Rajoy afronta el momento histórico más
difícil en nuestro país desde la transición.
     Sin embargo, hasta a este gobierno no se le escapa que esas medidas son extremadamente negativas para la economía nacional. Se nos está vendiendo que con reformas estructurales -como la reforma laboral- lograremos dinamizar la economía, pero eso es artículo de fe religiosa y no de manual económico. En realidad, existen muy pocas esperanzas de un cambio de modelo productivo a corto plazo, y la única forma que se nos ocurre -bajar los costos laborales para aumentar la productividad- es la menos original de todas. Puesto que no podemos emular a Finlandia, emulemos a China y sacrifiquemos buscar cualquier otra ventaja comparativa del mercado mundial excepto la regla de los salarios bajos. Renunciar a seguir apostando por la inversión en I+D+i es una verdadera declaración de principios de lo que está por venir.
     En definitiva, el estado renuncia a su papel en la búsqueda de un nuevo modelo productivo y pone la pelota en manos de una "sociedad civil" de emprendedores. A partir de ahora, la crisis económica será responsabilidad de los ciudadanos privados.
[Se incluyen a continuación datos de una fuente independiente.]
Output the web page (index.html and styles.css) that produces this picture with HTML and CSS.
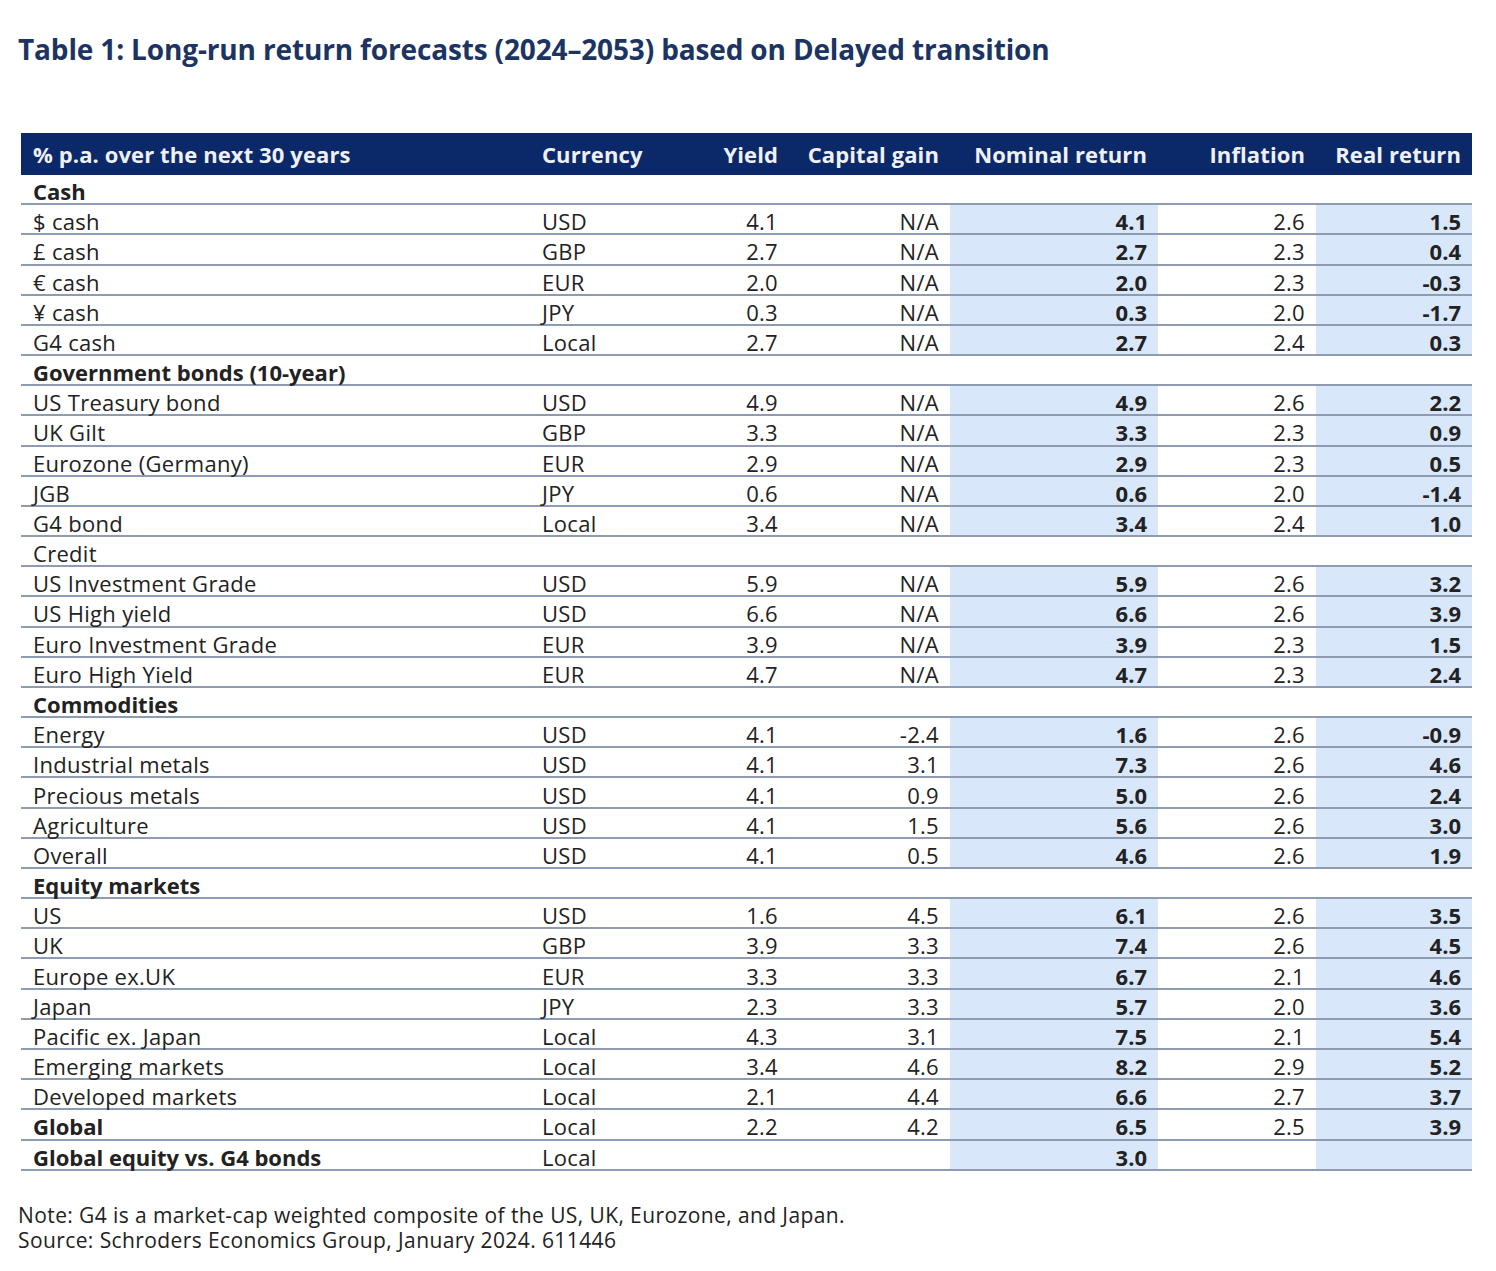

Ellos serán la clave de la recuperación económica, y no el estado. Pero me pregunto si no estamos construyendo una entelequia basada en buenos deseos y si nuestra base social actual es la más adecuada para potenciar empresarios que parecen sacados de la cabeza de Schumpeter y que este mismo economista reconoció casi imposible de conseguir. Con las expectativas empresariales bajo mínimos y una confianza de consumo más baja todavía, los emprendedores se hacen escasos y huyen a otras geografías más prometedoras.
      Un hipotético fracaso del gobierno en el poder puede tener consecuencias impredecibles. Por nuestro bien, yo le deseo la mejor de las suertes. Pero nuestra sociedad está llegando a un límite de resistencia que no puede mantener por más tiempo. Y no es la sociedad de números que se manejan desde el ministerio de trabajo o economía: son personas de carne y hueso, que necesitan alimentarse a ellos mismos y a sus familias, con sentimientos e ideas volubles, y que en un estallido irracional de rabia se puede hacer ingobernable o traer ideas populistas que revienten lo que quede de consenso social. Será ese el momento en el que despertemos de nuestro "sueño dogmático" y se impongan nuevas soluciones a la fuerza. Nos lamentaremos entonces de todos los años perdidos por nimiedades y disputas irrelevantes, aunque quizás entonces ya sea demasiado tarde y la sociedad que conocemos hoy deje de existir.